In the final green-flag run, Harvick’s car faded after he was last to make his final green-flag pit stop, hoping for a caution that never came. Harvick finished fourth, but he was 14 seconds behind race winner and new Monster Energy NASCAR Cup Series champion Kyle Busch at the finish.

“On the restarts, I could do what I wanted to do, and I could hold them off for 15 or 20 laps right there, and, you know, this race has come down to that every year, so you kind of play towards that,” Harvick said.

“And they (the other title contenders) were quite a bit better than us on the long run, but we had a really good car for those first 15 or 20 laps on the restarts and had a lot of speed—just never got to try to race for it there with a caution.”

 

AFTER WINNING ROOKIE TITLE, DANIEL HEMRIC WILL REGROUP AT JR MOTORSPORTS

Sunday was bittersweet for Daniel Hemric.

After finishing 12th in his final run in the No. 8 Richard Childress Racing Chevrolet, Hemric was crowned Sunoco Rookie of the Year in the Monster Energy NASCAR Cup Series.

Next year, however, Hemric won’t be driving in the Cup series, having been replaced in his RCR ride by two-time NASCAR Xfinity Series champion Tyler Reddick. Hemric will compete in 21 races for JR Motorsports in the Xfinity Series in 2020.

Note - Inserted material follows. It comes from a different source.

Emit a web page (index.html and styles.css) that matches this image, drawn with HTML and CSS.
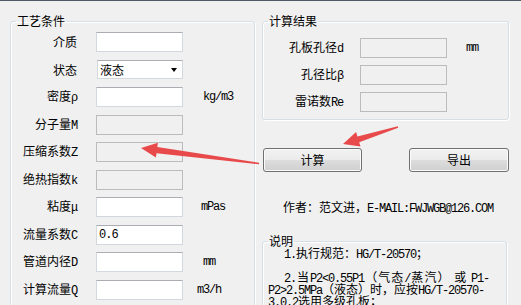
FILE: index.html
```html
<!DOCTYPE html>
<html lang="zh">
<head>
<meta charset="utf-8">
<title>孔板计算</title>
<link rel="stylesheet" href="styles.css">
</head>
<body>
<div class="topline"></div>
<div class="window">
  <fieldset class="group group-input">
    <legend>工艺条件</legend>
    <div class="form form-input">
      <label class="lbl">介质</label><input class="field" type="text"><span class="unit"></span>
      <label class="lbl">状态</label><div class="combo"><span>液态</span><span class="caret"></span></div><span class="unit"></span>
      <label class="lbl">密度<span class="en">ρ</span></label><input class="field" type="text"><span class="unit u-kg en">kg/m3</span>
      <label class="lbl">分子量<span class="en">M</span></label><input class="field" type="text" disabled><span class="unit"></span>
      <label class="lbl">压缩系数<span class="en">Z</span></label><input class="field" type="text" disabled><span class="unit"></span>
      <label class="lbl">绝热指数<span class="en">k</span></label><input class="field" type="text" disabled><span class="unit"></span>
      <label class="lbl">粘度<span class="en">μ</span></label><input class="field" type="text"><span class="unit u-mpas en">mPas</span>
      <label class="lbl">流量系数<span class="en">C</span></label><input class="field num" type="text" value="0.6"><span class="unit"></span>
      <label class="lbl">管道内径<span class="en">D</span></label><input class="field" type="text"><span class="unit u-mm en">mm</span>
      <label class="lbl">计算流量<span class="en">Q</span></label><input class="field" type="text"><span class="unit u-m3h en">m3/h</span>
    </div>
  </fieldset>

  <div class="right">
    <fieldset class="group group-result">
      <legend>计算结果</legend>
      <div class="form form-result">
        <label class="lbl">孔板孔径<span class="en">d</span></label><input class="field" type="text" disabled><span class="unit en">mm</span>
        <label class="lbl">孔径比<span class="en">β</span></label><input class="field" type="text" disabled><span class="unit"></span>
        <label class="lbl">雷诺数<span class="en">Re</span></label><input class="field" type="text" disabled><span class="unit"></span>
      </div>
    </fieldset>

    <div class="buttons">
      <button class="btn btn-calc" type="button">计算</button>
      <button class="btn btn-export" type="button">导出</button>
    </div>

    <p class="author">作者：范文进，<span class="en">E-MAIL:FWJWGB@126.COM</span></p>

    <fieldset class="group group-note">
      <legend>说明</legend>
      <div class="note">
        <div class="line indent"><span class="en">1.</span>执行规范：<span class="en">HG/T-20570</span>；</div>
        <div class="line">&nbsp;</div>
        <div class="line indent justify"><span class="en">2.</span>当<span class="en">P2&lt;0.55P1</span>（气态<span class="en">/</span>蒸汽） 或 <span class="en">P1-</span></div>
        <div class="line"><span class="en">P2&gt;2.5MPa</span>（液态）时，应按<span class="en">HG/T-20570-</span></div>
        <div class="line"><span class="en">3.0.2</span>选用多级孔板；</div>
      </div>
    </fieldset>
  </div>
</div>

<svg class="arrows" width="521" height="305" viewBox="0 0 521 305" aria-hidden="true">
  <polygon points="259.1,162.7 157.3,146.9 157.9,142.7 141,148 155.9,157.5 156.5,153.3 258.9,164.3"/>
  <polygon points="397.8,126.2 357.4,136.4 356.1,132.1 343,144 360.5,146.5 359.2,142.2 398.2,127.8"/>
</svg>
</body>
</html>
```

FILE: styles.css
```css
* {
  box-sizing: border-box;
}

html,
body {
  margin: 0;
  padding: 0;
}

body {
  position: relative;
  width: 521px;
  height: 305px;
  overflow: hidden;
  background: #f0f0f0;
  color: #000;
  font-family: "Noto Sans CJK SC", "Noto Sans", sans-serif;
  font-size: 12px;
  line-height: 12px;
}

.en {
  font-family: "Liberation Mono", monospace;
  font-size: 12px;
  letter-spacing: -1.2px;
}

.topline {
  height: 1px;
  background: #4e5a66;
}

.window {
  display: flex;
  align-items: flex-start;
  gap: 7px;
  padding: 13px 0 0 10px;
}

/* group boxes */
.group {
  margin: 0;
  padding: 0;
  min-width: 0;
  border: 1px solid #d5dfe5;
  border-radius: 3px;
  box-shadow: inset 1px 1px 0 #fff, 1px 1px 0 #fff;
}

.group legend {
  margin-left: 5px;
  padding: 0 1px;
  font-size: 12px;
  line-height: 14px;
}

.group-input {
  width: 245px;
  height: 310px;
}

.right {
  width: 247px;
  display: flex;
  flex-direction: column;
}

.group-result {
  width: 247px;
  padding: 10px 0 7px 0;
}

.group-note {
  width: 245px;
  height: 80px;
  margin-top: 19px;
}

/* forms */
.form {
  display: grid;
  grid-auto-rows: 20px;
  align-items: center;
}

.form-input {
  grid-template-columns: 66px 87px auto;
  column-gap: 19px;
  row-gap: 7.5px;
  padding-top: 4px;
}

.form-result {
  grid-template-columns: 80px 87px auto;
  column-gap: 17px;
  row-gap: 7px;
}

.lbl {
  text-align: right;
  white-space: nowrap;
}

.field {
  width: 87px;
  height: 20px;
  margin: 0;
  padding: 0 2px;
  border: 1px solid #d3d7de;
  border-top-color: #abadb3;
  border-radius: 0;
  background: #fff;
  font: inherit;
  outline: none;
}

.field:disabled {
  background: #f0f0f0;
  border-color: #bcbcbc;
}

.field.num {
  font-family: "Liberation Mono", monospace;
  font-size: 12px;
  letter-spacing: -1px;
  color: #000;
}

.combo {
  width: 86px;
  height: 19px;
  margin-left: 1px;
  display: flex;
  align-items: center;
  justify-content: space-between;
  padding: 0 5px 0 2px;
  background: #fff;
  border: 1px solid #d3d7de;
  border-top-color: #abadb3;
}

.caret {
  width: 0;
  height: 0;
  border-top: 4px solid #000;
  border-left: 3.5px solid transparent;
  border-right: 3.5px solid transparent;
}

.unit {
  white-space: nowrap;
}

.u-kg {
  margin-left: 1px;
}

.u-mpas {
  margin-left: -1px;
}

.u-mm {
  margin-left: 1px;
}

.u-m3h {
  margin-left: -5px;
}

.form-result .unit {
  margin-left: 2px;
}

/* buttons */
.buttons {
  display: flex;
  justify-content: space-between;
  margin-top: 28px;
  padding-left: 1px;
}

.btn {
  width: 100px;
  height: 24px;
  margin: 0;
  padding: 0;
  border: 1px solid #707070;
  border-radius: 3px;
  background: linear-gradient(#f2f2f2 0%, #ebebeb 50%, #dddddd 51%, #cfcfcf 100%);
  box-shadow: inset 0 0 0 1px #fbfbfb;
  color: #000;
  font-family: "Noto Sans CJK SC", sans-serif;
  font-size: 12px;
  line-height: 12px;
}

.btn-calc {
  width: 99px;
}

/* author line */
.author {
  margin: 29px 0 0 0;
  padding-left: 21px;
  white-space: nowrap;
}

/* note */
.note {
  margin-top: -1px;
  padding-left: 5px;
  width: 226px;
}

.line {
  white-space: nowrap;
  height: 12px;
}

.line.indent {
  text-indent: 16px;
}

.line.justify {
  white-space: normal;
  text-align: justify;
  text-align-last: justify;
}

/* annotation arrows */
.arrows {
  position: absolute;
  left: 0;
  top: 0;
  pointer-events: none;
}

.arrows polygon {
  fill: #e84a4b;
}
```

“Yeah, I’m really pumped up starting right to getting to work on that deal,” Hemric said after the Ford EcoBoost 400. “It’s kind of a breath of fresh air knowing I’ve got the opportunity to go back and… having runs like tonight make me go into the offseason knowing I can compete and race at this level.”

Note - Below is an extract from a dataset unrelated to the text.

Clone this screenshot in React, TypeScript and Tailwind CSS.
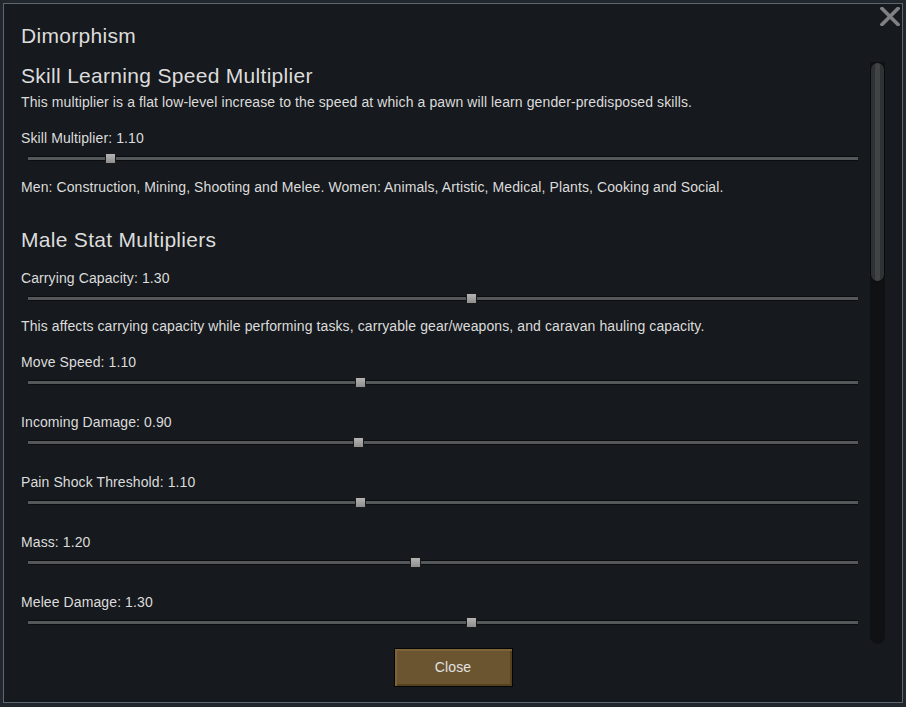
import React from "react";

type Stat = { label: string; pos: number; note?: string };

// thumb offsets in px from the start of an 830px track
const stats: Stat[] = [
  {
    label: "Carrying Capacity: 1.30",
    pos: 443,
    note: "This affects carrying capacity while performing tasks, carryable gear/weapons, and caravan hauling capacity.",
  },
  { label: "Move Speed: 1.10", pos: 332 },
  { label: "Incoming Damage: 0.90", pos: 330 },
  { label: "Pain Shock Threshold: 1.10", pos: 332 },
  { label: "Mass: 1.20", pos: 387 },
  { label: "Melee Damage: 1.30", pos: 443 },
];

const body = "text-[14px] leading-[20px] tracking-[0.1px]";
const heading = "text-[21px] leading-[28px] tracking-[0.3px]";

function Slider({ pos }: { pos: number }) {
  return (
    <div className="relative h-[20px] mx-[7px] flex items-center">
      <div className="w-full h-[5px] rounded-[1px] bg-[#55585a] border-t border-b border-[#0b0c0d]" />
      <div
        className="absolute top-[5px] w-[11px] h-[11px] border border-[#1a1a1a] bg-gradient-to-b from-[#b4b4b4] to-[#8e8e8e]"
        style={{ left: pos - 5 }}
      />
    </div>
  );
}

function CloseIcon() {
  return (
    <svg width="20" height="19" viewBox="0 0 20 19" className="block">
      <path d="M2 1.5 L18 17.5 M18 1.5 L2 17.5" stroke="#7f8083" strokeWidth="3.6" strokeLinecap="square" />
    </svg>
  );
}

export default function App() {
  return (
    <div
      className="w-[906px] h-[707px] bg-[#22272e] pt-[3px] pl-[3px] pr-[3px] pb-[4px] text-[#dcdcdc]"
      style={{ fontFamily: '"Liberation Sans", Arial, sans-serif' }}
    >
      <div className="relative w-full h-full border border-[#5d6772] bg-[#16191d] flex flex-col">
        <button className="absolute top-[3px] right-[2px] p-0">
          <CloseIcon />
        </button>

        <div className="pl-[17px] pt-[18px] h-[58px]">
          <h1 className={heading}>Dimorphism</h1>
        </div>

        <div className="flex h-[582px] pl-[17px]">
          <div className="flex-1 mr-[5px] overflow-hidden">
            <h2 className={heading}>Skill Learning Speed Multiplier</h2>
            <p className="text-[14px] leading-[24px] tracking-[0.1px]">
              This multiplier is a flat low-level increase to the speed at which a pawn will learn gender-predisposed skills.
            </p>
            <p className={`mt-[14px] ${body}`}>Skill Multiplier: 1.10</p>
            <Slider pos={82} />
            <p className={`mt-[9px] ${body}`}>
              Men: Construction, Mining, Shooting and Melee. Women: Animals, Artistic, Medical, Plants, Cooking and Social.
            </p>

            <h2 className={`mt-[29px] ${heading}`}>Male Stat Multipliers</h2>
            <div className="mt-[14px] flex flex-col">
              {stats.map((s, i) => (
                <div key={s.label} className={i === 0 ? "" : i === 1 ? "mt-[16px]" : "mt-[20px]"}>
                  <p className={body}>{s.label}</p>
                  <Slider pos={s.pos} />
                  {s.note && <p className={`mt-[8px] ${body}`}>{s.note}</p>}
                </div>
              ))}
            </div>
          </div>

          {/* scrollbar */}
          <div className="w-[15px] mr-[17px] h-full rounded-b-[8px] bg-[#0f1114]">
            <div className="h-[220px] rounded-full border border-[#08090a] bg-[#2f3235] flex justify-center">
              <div className="w-[5px] h-full bg-[#414447] rounded-full" />
            </div>
          </div>
        </div>

        <div className="flex-1 flex justify-center pt-[4px]">
          <button className="w-[119px] h-[39px] border border-[#050505] bg-[#6b5530] text-[14px] tracking-[0.1px] text-[#e2e2e2] shadow-[inset_2px_2px_0_#7d6438,inset_-2px_-2px_0_#54421f]">
            Close
          </button>
        </div>
      </div>
    </div>
  );
}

Hemric finished 25th in the final standings in his first season at NASCAR’s top level.

“It’s the little things when you have a season like we’ve had that get you over that emotional hump,” he said. “I mean, I passed a seven time champion (Jimmie Johnson) on the last lap of a 60 lap run at Homestead. Those are little victories you find in the light at the end of the tunnel in years like this.”